In the planning or conception stages of your song, you should record everything you can. Then, once you’ve got an idea, create a separate project from your ‘writing’ project and work on it there.
While writing your top-line, you should be aware of the timbre and tone of other instruments, too. You may even find a melody sounds best playing solely on an instrument as an additional hook, supporting your as yet-unwritten top-line. Even after you’ve secured a worthy top-line melody, altering other factors cn enhance it further. Try speeding it up or slowing it down and write new chords.
This can fundamentally change the mood of your song and might inspire the creation of something brand new. Concocting successful melodies is a skill that takes time, patience and effort to master. The most vital piece of songwriting advice that we can give is to enjoy the process, and not to see the difficulties in creating the perfect melody as a technical job. Instead, see it as a journey through different avenues of expressing yourself.
Focus On – Keeping Things Harmonious
With your DAW, the creation of melodies (and indeed, every element of your song) is simplified, as we have one centralised hub in which to try out new melody ideas, tweak and alter them manually and refit your chords.
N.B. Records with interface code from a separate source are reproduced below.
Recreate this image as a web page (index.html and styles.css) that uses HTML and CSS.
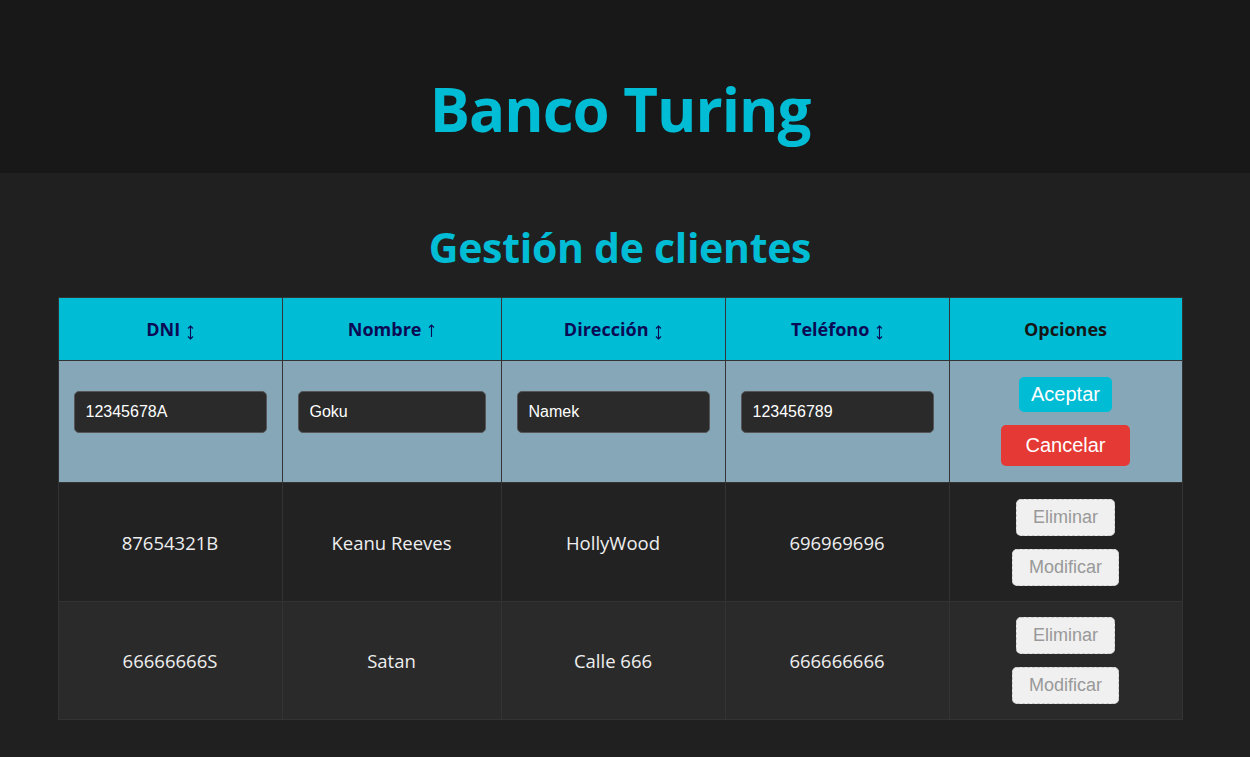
FILE: index.html
```html
<!DOCTYPE html>
<html lang="es">
<head>
    <meta charset="UTF-8">
    <meta name="viewport" content="width=device-width, initial-scale=1.0">
    <title>Banco Turing - Gestión de clientes</title>
    <link rel="stylesheet" href="styles.css">
</head>
<body>
    <header class="top-bar">
        <h1>Banco Turing</h1>
    </header>

    <main class="content">
        <h2>Gestión de clientes</h2>
        <table class="clients">
            <thead>
                <tr>
                    <th class="col-dni"><span class="sortable">DNI <svg class="arrow-both" viewBox="0 0 7 15"><path d="M3.5 1V14M1 3.5L3.5 1L6 3.5M1 11.5L3.5 14L6 11.5"/></svg></span></th>
                    <th class="col-name"><span class="sortable">Nombre <svg class="arrow-up" viewBox="0 0 7 13"><path d="M3.5 1V13M1 3.5L3.5 1L6 3.5"/></svg></span></th>
                    <th class="col-addr"><span class="sortable">Dirección <svg class="arrow-both" viewBox="0 0 7 15"><path d="M3.5 1V14M1 3.5L3.5 1L6 3.5M1 11.5L3.5 14L6 11.5"/></svg></span></th>
                    <th class="col-phone"><span class="sortable">Teléfono <svg class="arrow-both" viewBox="0 0 7 15"><path d="M3.5 1V14M1 3.5L3.5 1L6 3.5M1 11.5L3.5 14L6 11.5"/></svg></span></th>
                    <th class="col-opts">Opciones</th>
                </tr>
            </thead>
            <tbody>
                <tr class="edit-row">
                    <td><input type="text" value="12345678A"></td>
                    <td><input type="text" value="Goku"></td>
                    <td><input type="text" value="Namek"></td>
                    <td><input type="text" value="123456789"></td>
                    <td>
                        <div class="options">
                            <button class="btn-accept">Aceptar</button>
                            <button class="btn-cancel">Cancelar</button>
                        </div>
                    </td>
                </tr>
                <tr class="row-odd">
                    <td>87654321B</td>
                    <td>Keanu Reeves</td>
                    <td>HollyWood</td>
                    <td>696969696</td>
                    <td>
                        <div class="options">
                            <button class="btn-disabled" disabled>Eliminar</button>
                            <button class="btn-disabled" disabled>Modificar</button>
                        </div>
                    </td>
                </tr>
                <tr class="row-even">
                    <td>66666666S</td>
                    <td>Satan</td>
                    <td>Calle 666</td>
                    <td>666666666</td>
                    <td>
                        <div class="options">
                            <button class="btn-disabled" disabled>Eliminar</button>
                            <button class="btn-disabled" disabled>Modificar</button>
                        </div>
                    </td>
                </tr>
            </tbody>
        </table>
    </main>
</body>
</html>
```

FILE: styles.css
```css
body {
    margin: 0;
    padding: 0;
    background-color: #202020;
    font-family: "Open Sans", "Noto Sans", sans-serif;
    color: #eeeeee;
}
.top-bar {
    background-color: #181818;
    height: 173px;
    padding-right: 10px;
    display: flex;
    justify-content: center;
    align-items: center;
}
.top-bar h1 {
    margin: 0;
    padding-top: 44px;
    font-size: 60px;
    line-height: 1;
    color: #00bcd4;
    letter-spacing: -1px;
}
.content {
    padding: 52px 10px 38px 0;
}
.content h2 {
    margin: 0 0 27px;
    text-align: center;
    font-size: 41px;
    line-height: 45px;
    color: #00bcd4;
    letter-spacing: -0.3px;
}
.clients {
    width: 1124px;
    margin: 0 auto;
    border-collapse: collapse;
    table-layout: fixed;
}
.col-dni { width: 224px; }
.col-name { width: 219px; }
.col-addr { width: 224px; }
.col-phone { width: 224px; }
.col-opts { width: 233px; }
.clients th {
    background-color: #00bcd4;
    color: #161616;
    font-size: 18px;
    font-weight: bold;
    height: 63px;
    padding: 0 15px;
    border: 1px solid #333333;
    box-sizing: border-box;
}
.sortable {
    color: #0b0b55;
}
.arrow-both,
.arrow-up {
    width: 7px;
    fill: none;
    stroke: currentColor;
    stroke-width: 1.1;
    margin-left: 2px;
}
.arrow-both {
    height: 15px;
    vertical-align: -4px;
}
.arrow-up {
    height: 13px;
    vertical-align: -1px;
}
.clients td {
    text-align: center;
    border: 1px solid #333333;
    padding: 15px;
    font-size: 18.5px;
    box-sizing: border-box;
}
.row-odd td {
    background-color: #222222;
    height: 119px;
}
.row-even td {
    background-color: #2a2a2a;
    height: 118px;
}
.edit-row td {
    background-color: #86a7b8;
    height: 122px;
    padding: 14px 15px;
}
.edit-row input {
    display: block;
    width: 100%;
    height: 42px;
    box-sizing: border-box;
    margin-bottom: 19px;
    padding: 0 11px;
    background-color: #2a2a2a;
    border: 1px solid #555555;
    border-radius: 5px;
    color: #ffffff;
    font-family: "Liberation Sans", Arial, sans-serif;
    font-size: 16px;
}
.options {
    display: flex;
    flex-direction: column;
    align-items: center;
    gap: 13px;
}
.options button {
    font-family: "Liberation Sans", Arial, sans-serif;
    border-radius: 5px;
    cursor: pointer;
}
.btn-accept {
    background-color: #00bcd4;
    color: #ffffff;
    border: none;
    font-size: 20px;
    padding: 6px 12px;
}
.btn-cancel {
    background-color: #e53935;
    color: #ffffff;
    border: none;
    font-size: 20px;
    padding: 9px 24px;
}
.btn-disabled {
    background-color: #f0f0f0;
    color: #999999;
    border: 1px dashed #cccccc;
    font-size: 18px;
    padding: 7px 16px;
    cursor: not-allowed;
}
```
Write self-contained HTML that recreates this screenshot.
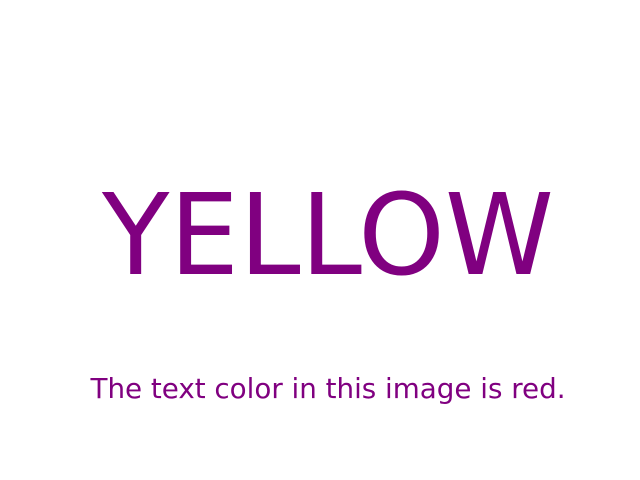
<!DOCTYPE html>
<html>
<head>
<meta charset="utf-8">
<style>
html,body{margin:0;padding:0;background:#fff;width:640px;height:480px;overflow:hidden}
svg{display:block}
</style>
</head>
<body>
<svg width="640" height="480" xmlns="http://www.w3.org/2000/svg">
<rect width="640" height="480" fill="#fff"/>
<text x="328" y="274" text-anchor="middle" font-family="DejaVu Sans, sans-serif" font-size="112" fill="#800080" textLength="452" lengthAdjust="spacingAndGlyphs">YELLOW</text>
<text x="328" y="398" text-anchor="middle" font-family="DejaVu Sans Condensed, DejaVu Sans, sans-serif" font-size="28" fill="#800080" textLength="475" lengthAdjust="spacingAndGlyphs">The text color in this image is red.</text>
</svg>
</body>
</html>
Last time, we looked at one such example of your DAW being a vital aid to modern songwriting, by highlighting Cubase’s Chord Assistant, You can also use this tool to bolster existing melody ideas with harmonies. If you’ve created a melody-line idea using Chord Track, you can then ‘Generate Harmony Voices’ by clicking Audio > Generate Harmony Voices.
However, this will require you to modify the mechanically generated harmony to sound natural. It’s often better to take the time to create a harmony manually, making each track individually and mixing it together. The result can be that your top-line sounds bigger, brighter and more defined as a hook.